Identifying your core values doesn’t happen overnight. Since they influence business decisions and relationships, they require a process of beta-testing and development. Ajay Pattani, founder of Perfect Search Media, recommends that creating them should be a collaborative effort.
“We found that the best time to brainstorm core values was during our weekly company meetings,” he notes in an article for Inc. “We’d split up into small groups, and each would list the qualities that they believed we embodied…Then we narrowed the full list, chose the most important values, and workshopped them into concise statements. That’s how the core values list above was born.”
But that’s only the first step. As the leader of an organization, you need to walk the core values walk.

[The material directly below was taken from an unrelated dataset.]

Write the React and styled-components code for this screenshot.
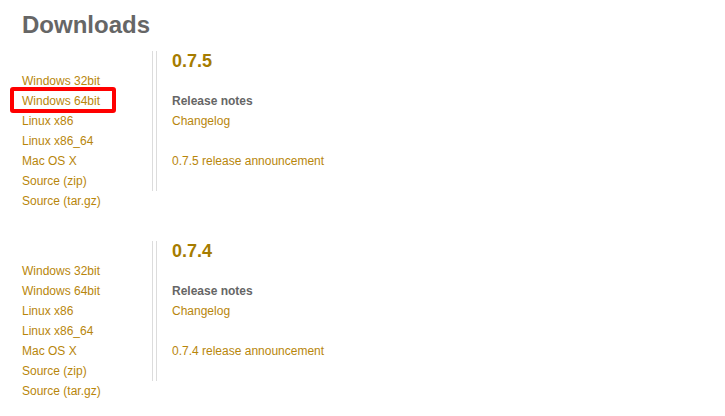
import React from "react";
import styled, { createGlobalStyle } from "styled-components";

const GlobalStyle = createGlobalStyle`
  body {
    margin: 0;
    background: #fff;
    font-family: "Liberation Sans", Arial, sans-serif;
  }
`;

const releases = [
  { version: "0.7.5", highlight: "Windows 64bit" },
  { version: "0.7.4", highlight: null },
];

const platforms = [
  "Windows 32bit",
  "Windows 64bit",
  "Linux x86",
  "Linux x86_64",
  "Mac OS X",
  "Source (zip)",
  "Source (tar.gz)",
];

const Page = styled.div`
  padding: 0 22px;
`;

const Title = styled.h1`
  margin: 11px 0 12px;
  font-size: 24px;
  line-height: 28px;
  font-weight: bold;
  color: #666;
`;

const Release = styled.section`
  display: flex;
  align-items: flex-start;
  margin-bottom: 30px;
`;

const Platforms = styled.ul`
  list-style: none;
  margin: 0;
  padding: 20px 0 0;
  width: 130px;
  flex-shrink: 0;
`;

const Platform = styled.li`
  font-size: 12px;
  line-height: 20px;
`;

const Link = styled.a`
  position: relative;
  color: #b8860b;
  text-decoration: none;

  ${(p) =>
    p.$marked &&
    `
    &::after {
      content: "";
      position: absolute;
      left: -12px;
      top: -7px;
      width: 106px;
      height: 26px;
      box-sizing: border-box;
      border: 4px solid #ff0000;
      border-radius: 3px;
    }
  `}
`;

const Notes = styled.div`
  border-left: 1px solid #dcdcdc;
  padding-left: 3px;
`;

const NotesInner = styled.div`
  border-left: 1px solid #dcdcdc;
  padding: 0 0 20px 15px;
  font-size: 12px;
  line-height: 20px;
`;

const Version = styled.h3`
  margin: 0 0 20px;
  font-size: 18px;
  line-height: 20px;
  font-weight: bold;
  color: #a67c00;
`;

const Label = styled.div`
  font-weight: bold;
  color: #666;
`;

const Gap = styled.div`
  height: 20px;
`;

export default function App() {
  return (
    <Page>
      <GlobalStyle />
      <Title>Downloads</Title>
      {releases.map((r) => (
        <Release key={r.version}>
          <Platforms>
            {platforms.map((name) => (
              <Platform key={name}>
                <Link href="#" $marked={r.highlight === name}>
                  {name}
                </Link>
              </Platform>
            ))}
          </Platforms>
          <Notes>
            <NotesInner>
              <Version>{r.version}</Version>
              <Label>Release notes</Label>
              <div>
                <Link href="#">Changelog</Link>
              </div>
              <Gap />
              <div>
                <Link href="#">{r.version} release announcement</Link>
              </div>
            </NotesInner>
          </Notes>
        </Release>
      ))}
    </Page>
  );
}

Businesses grow because they evolve. Adapting to changes in the marketplace, economy, and buyer-behavior is critical and can’t happen unless you refine your core values.
Per Forbes, “…if the company goal changes, then so should the values…Meet with employees and discuss the progression of the company. Talk about how the values have been successful in the past but also how they might fail in the future.”
While your original core values aren’t etched in stone, you don’t need to reinvent the wheel either. Refining isn’t necessarily restarting; rather it can be improving upon those that are already in place.
Tying Core Values Into Interviewing
If core values are part and parcel of your branding, marketing, and service-delivery, then they need to tie into the interviewing process. Employees are ambassadors of company values, and therefore candidates need to be the right fit. To see if your values are aligned, you need to ask the right questions. For example, if one of your core values is Be an Innovator, you can ask, “Can you tell me about a time when you proposed a better way of doing things and executed it?”
If another is Always Be Accountable, you can say, “Describe an instance where you made a mistake and how you took ownership?”
You’re not blatantly divulging your values, and you’re listening to see if the candidate espouses them. But this is only the start. Core values need to be incorporated into other aspects of the business, including performance reviews, recognition programs, and employee communications, among others.
Like concentric circles, the elements of your company emanate from your core values, which are front and center. The way you do business flows from there. Remember that core values aren’t the Ten Commandments, and the most successful companies understand when it’s time to reshape them.